| Instructions for the task |
Copy each line that holds "components".

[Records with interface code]
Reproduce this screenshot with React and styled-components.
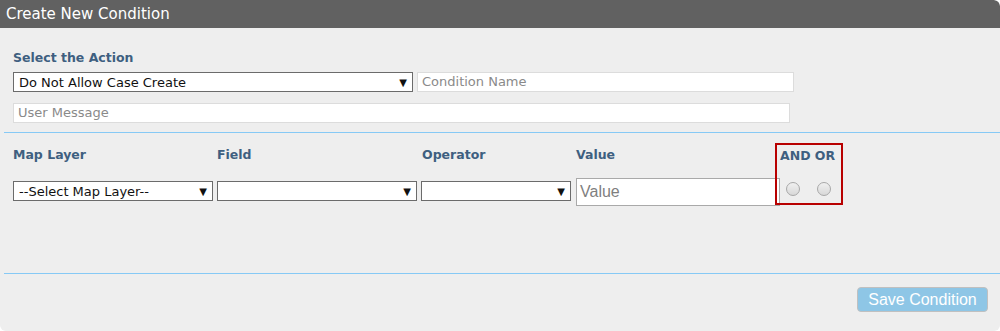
import React from 'react';
import styled, { createGlobalStyle } from 'styled-components';

const GlobalStyle = createGlobalStyle`
    html, body {
        margin: 0;
        padding: 0;
        background: #fff;
    }
`;

const Panel = styled.div`
    width: 1000px;
    height: 331px;
    background-color: #eeeeee;
    border-radius: 0 6px 6px 6px;
    font-family: "DejaVu Sans", Verdana, sans-serif;
    overflow: hidden;
    display: flex;
    flex-direction: column;
    text-align: left;
`;

const Header = styled.div`
    height: 28px;
    background-color: #616161;
    color: #fff;
    font-size: 15px;
    line-height: 29px;
    padding-left: 6px;
    border-radius: 0 6px 0 0;
`;

const Section = styled.div`
    padding: ${p => p.$pad || '0 0 0 13px'};
    display: flex;
    flex-direction: column;
`;

const Label = styled.div`
    color: #3e5f80;
    font-weight: bold;
    font-size: 12.5px;
    line-height: 15px;
    width: ${p => p.$w || 'auto'};
    flex: none;
`;

const Row = styled.div`
    display: flex;
    align-items: ${p => p.$align || 'center'};
    gap: ${p => p.$gap || '4px'};
    margin-top: ${p => p.$mt || '0'};
`;

const SelectBox = styled.div`
    box-sizing: border-box;
    width: ${p => p.$w};
    height: 20px;
    margin-top: ${p => p.$mt || '0'};
    margin-right: ${p => p.$mr || '0'};
    background: #fff;
    border: 1px solid #6b6b6b;
    display: flex;
    align-items: center;
    justify-content: space-between;
    padding: 0 5px 0 5px;
    font-size: 13px;
    color: #111;
    flex: none;

    span.arrow {
        font-size: 10px;
        color: #111;
    }
`;

const TextInput = styled.div`
    box-sizing: border-box;
    width: ${p => p.$w};
    height: 20px;
    background: #fff;
    border: 1px solid #dcdcdc;
    padding-left: 4px;
    font-size: 13px;
    line-height: 18px;
    color: #8a8a8a;
    flex: none;
`;

const Divider = styled.div`
    height: 1px;
    background: #86c9f5;
    margin: ${p => p.$m || '0'};
`;

const ValueInput = styled.div`
    box-sizing: border-box;
    width: 204px;
    height: 28px;
    background: #fff;
    border: 1px solid #a9a9a9;
    padding-left: 3px;
    font-family: "Liberation Sans", Arial, sans-serif;
    font-size: 16px;
    line-height: 26px;
    color: #7f7f7f;
    flex: none;
`;

const LogicBox = styled.div`
    box-sizing: border-box;
    width: 68px;
    height: 62px;
    border: 2px solid #b80000;
    margin-left: -5px;
    margin-top: -35px;
    padding: 3px 0 0 3px;
    display: flex;
    flex-direction: column;
    flex: none;
`;

const Radios = styled.div`
    display: flex;
    gap: 17px;
    margin: 19px 0 0 6px;
`;

const Radio = styled.div`
    width: 14px;
    height: 14px;
    border-radius: 50%;
    border: 1px solid #a8a8a8;
    background: linear-gradient(#f0f0f0, #d8d8d8);
    box-sizing: border-box;
`;

const Footer = styled.div`
    display: flex;
    justify-content: flex-end;
    padding: 13px 12px 0 0;
`;

const SaveButton = styled.button`
    width: 131px;
    height: 25px;
    background: #8ec6e6;
    border: 1px solid #c0c0c0;
    border-radius: 4px;
    color: #fff;
    font-family: "Liberation Sans", Arial, sans-serif;
    font-size: 16px;
    padding: 0;
`;

const Arrow = () => <span className="arrow">▼</span>;

const App = () => {
    return (
        <>
            <GlobalStyle />
            <Panel>
                <Header>Create New Condition</Header>

                <Section $pad="22px 0 0 13px">
                    <Label>Select the Action</Label>
                    <Row $mt="7px">
                        <SelectBox $w="400px">
                            <span>Do Not Allow Case Create</span>
                            <Arrow />
                        </SelectBox>
                        <TextInput $w="377px">Condition Name</TextInput>
                    </Row>
                    <Row $mt="11px">
                        <TextInput $w="777px">User Message</TextInput>
                    </Row>
                </Section>

                <Divider $m="9px 0 0 4px" />

                <Section $pad="14px 0 0 13px">
                    <Row $gap="0">
                        <Label $w="204px">Map Layer</Label>
                        <Label $w="205px">Field</Label>
                        <Label $w="154px">Operator</Label>
                        <Label $w="204px">Value</Label>
                    </Row>
                    <Row $mt="16px" $gap="0" $align="flex-start">
                        <SelectBox $w="200px" $mt="3px" $mr="4px">
                            <span>--Select Map Layer--</span>
                            <Arrow />
                        </SelectBox>
                        <SelectBox $w="200px" $mt="3px" $mr="4px">
                            <span />
                            <Arrow />
                        </SelectBox>
                        <SelectBox $w="150px" $mt="3px" $mr="5px">
                            <span />
                            <Arrow />
                        </SelectBox>
                        <ValueInput>Value</ValueInput>
                        <LogicBox>
                            <Label>AND OR</Label>
                            <Radios>
                                <Radio />
                                <Radio />
                            </Radios>
                        </LogicBox>
                    </Row>
                </Section>

                <Divider $m="67px 0 0 4px" />

                <Footer>
                    <SaveButton>Save Condition</SaveButton>
                </Footer>
            </Panel>
        </>
    );
};

export default App;
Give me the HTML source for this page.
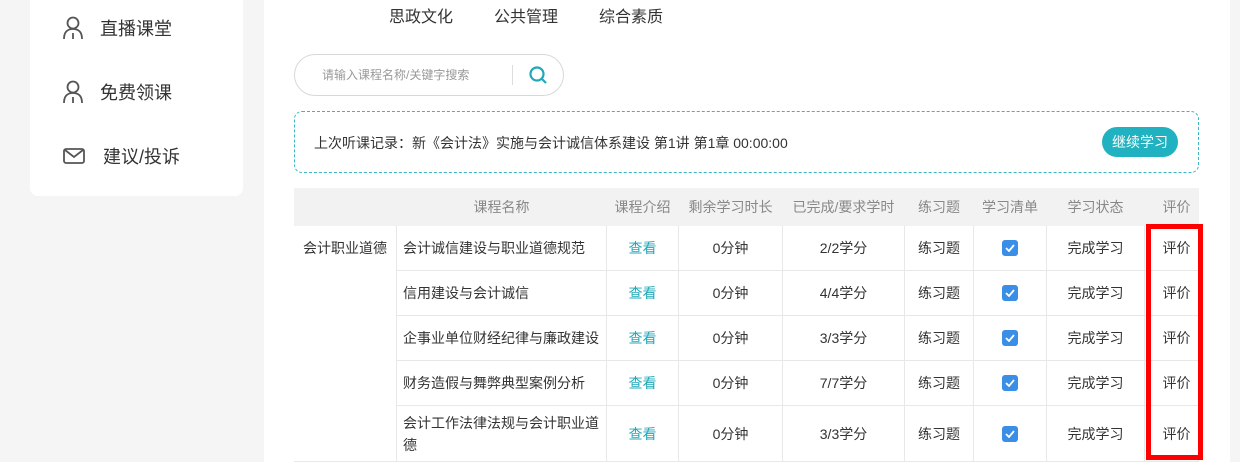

| Written reply |
Reproduce this screenshot with React and styled-components.
import styled, { createGlobalStyle } from 'styled-components';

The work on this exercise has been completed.